LONDON: The UK government today asked its envoy in India to visit Gujarat and meet with Narendra Modi to discuss a wide range of issues of mutual interest and explore opportunities for closer cooperation, prompting Modi to tweet: "I welcome UK Govt's step for active engagement & strengthening relations with Guj. God is Great."
Modi, who has launched a robust campaign for his re-election, was quick to welcome the British government's decision, saying better late than never.
Modi also tweeted thanked the Indian diaspora for their support: "Getting many messages of pride & joy from Indian diaspora, especially Gujaratis in London & all over the world. Thanks for your affection!"
Gujarat and Modi had faced diplomatic isolation in the aftermath of the 2002 riots.
Britain's Foreign Office Minister Hugo Swire said in a statement: "I have asked the British High Commissioner in New Delhi to visit Gujarat and to meet the Chief Minister and other senior figures in the state.
This will allow us to discuss a wide range of issues of mutual interest and to explore opportunities for closer cooperation, in line with the British Government’s stated objective of improving bilateral relations with India."
Swire, who is in-charge of India, said: "The UK has a broad range of interests in Gujarat. We want to secure justice for the families of the British nationals who were killed in 2002. We want to support human rights and good governance in the state.

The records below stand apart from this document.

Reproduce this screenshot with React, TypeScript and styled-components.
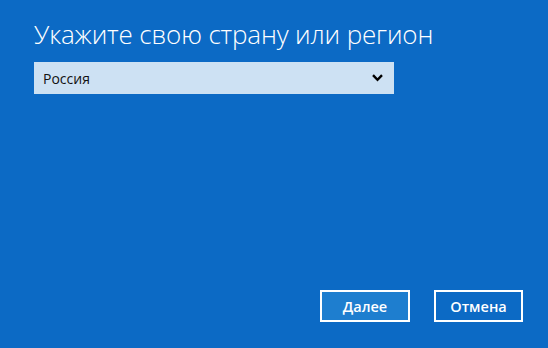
import React from "react";
import styled, { createGlobalStyle } from "styled-components";

const Global = createGlobalStyle`
  html, body { margin: 0; padding: 0; }
  body { background: #0c6ac5; width: 548px; height: 348px; overflow: hidden; }
`;

const Page = styled.div`
  box-sizing: border-box;
  width: 548px;
  height: 348px;
  background: #0c6ac5;
  padding: 18px 25px 26px 34px;
  display: flex;
  flex-direction: column;
  font-family: "Open Sans", "Noto Sans", sans-serif;
`;

const Title = styled.h1`
  margin: 0;
  font-family: "Open Sans", "Noto Sans", sans-serif;
  font-weight: 300;
  font-size: 26px;
  line-height: 32px;
  color: #ffffff;
  letter-spacing: -0.15px;
`;

const Select = styled.div`
  margin-top: 12px;
  width: 360px;
  height: 32px;
  box-sizing: border-box;
  background: #cde1f3;
  display: flex;
  align-items: center;
  justify-content: space-between;
  padding: 0 11px 0 9px;
  font-family: "Open Sans", "Noto Sans", sans-serif;
  font-size: 14px;
  color: #111;
`;

const Footer = styled.div`
  margin-top: auto;
  display: flex;
  justify-content: flex-end;
  gap: 24px;
`;

const Button = styled.button<{ $primary?: boolean }>`
  box-sizing: border-box;
  width: ${(p) => (p.$primary ? "90px" : "89px")};
  height: 32px;
  border: 2px solid #ffffff;
  background: ${(p) => (p.$primary ? "#1e7ecf" : "transparent")};
  color: #ffffff;
  font-family: "Open Sans", "Noto Sans", sans-serif;
  font-weight: 600;
  font-size: 14.5px;
  padding: 0;
  display: flex;
  align-items: center;
  justify-content: center;
`;

const Chevron = () => (
  <svg width="11" height="8" viewBox="0 0 11 8">
    <path d="M1 1.2 L5.5 5.8 L10 1.2" fill="none" stroke="#000" strokeWidth="2.4" />
  </svg>
);

export default function App() {
  return (
    <>
      <Global />
      <Page>
        <Title>Укажите свою страну или регион</Title>
        <Select>
          <span>Россия</span>
          <Chevron />
        </Select>
        <Footer>
          <Button $primary>Далее</Button>
          <Button>Отмена</Button>
        </Footer>
      </Page>
    </>
  );
}
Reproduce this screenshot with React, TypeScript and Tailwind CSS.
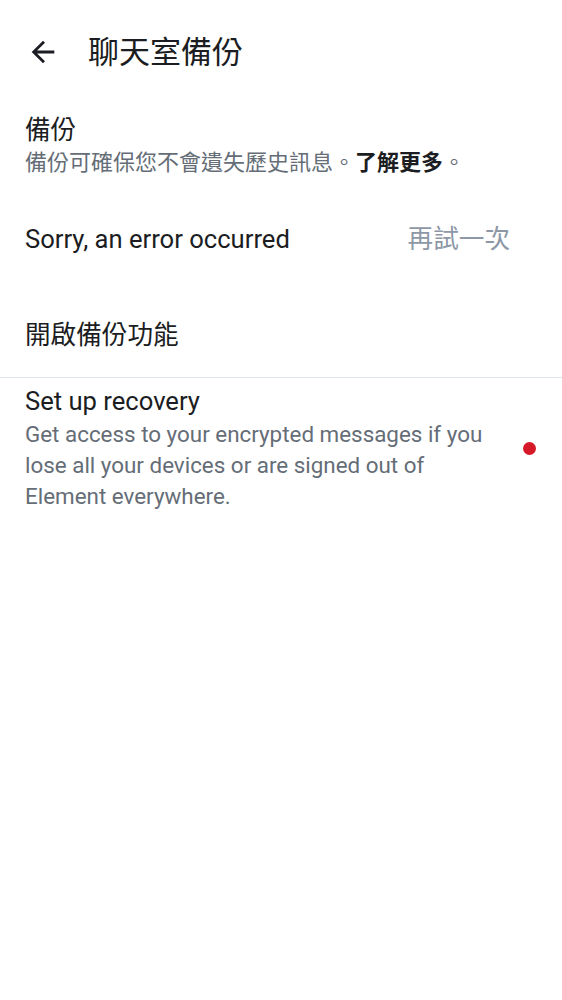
import React from "react";

const font = { fontFamily: 'Roboto, "Noto Sans CJK TC", sans-serif' };

export default function App() {
  return (
    <div className="w-[562px] h-[1000px] bg-white text-[#1b1d22]" style={font}>
      <div className="flex items-center h-[104px] pl-[26px]">
        <svg width="34" height="34" viewBox="0 0 24 24" className="text-[#1b1d22]">
          <path d="M20 11H7.83l5.59-5.59L12 4l-8 8 8 8 1.41-1.41L7.83 13H20v-2z" fill="currentColor" />
        </svg>
        <div className="ml-[28px] text-[31px] leading-none">聊天室備份</div>
      </div>
      <div className="px-[25px] pt-[9px]">
        <div className="text-[25.6px] leading-[34px]">備份</div>
        <div className="text-[22px] leading-[32px] text-[#656d77] whitespace-nowrap">
          備份可確保您不會遺失歷史訊息。<span className="font-bold text-[#1b1d22]">了解更多</span>。
        </div>
      </div>
      <div className="flex items-center justify-between pl-[25px] pr-[52px] h-[96px] mt-[12px]">
        <div className="text-[25.6px]">Sorry, an error occurred</div>
        <div className="text-[25.6px] text-[#8d97a5]">再試一次</div>
      </div>
      <div className="flex items-center px-[25px] h-[90px] pt-[6px]">
        <div className="text-[25.6px]">開啟備份功能</div>
      </div>
      <div className="h-px bg-[#e1e6ec]" />
      <div className="flex items-center pl-[25px] pr-[26px] pt-[6px] gap-[20px]">
        <div className="flex-1">
          <div className="text-[25.6px] leading-[35px]">Set up recovery</div>
          <div className="text-[22.4px] leading-[31px] text-[#656d77]">
            Get access to your encrypted messages if you lose all your devices or are signed out of Element everywhere.
          </div>
        </div>
        <div className="w-[13px] h-[13px] rounded-full bg-[#d51928]" />
      </div>
    </div>
  );
}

We also want to provide the best possible support for British nationals who live in, work in or visit Gujarat; and to the many Gujaratis who now make up one of the most successful and dynamic communities in the UK."
Justifying the move, which has been criticised by some human rights campaigners, the sources in the high commission said the British government wanted a deeper and broader relationship with the whole of India and did not want to leave out an important state like Gujarat.
They also said Britain saw a number of opportunities for tie-ups in areas of education, science and technology and innovation.
Rejecting the criticism of Britain going soft on human rights issues, Swire said in London: "We want to support human rights and good governance in the state."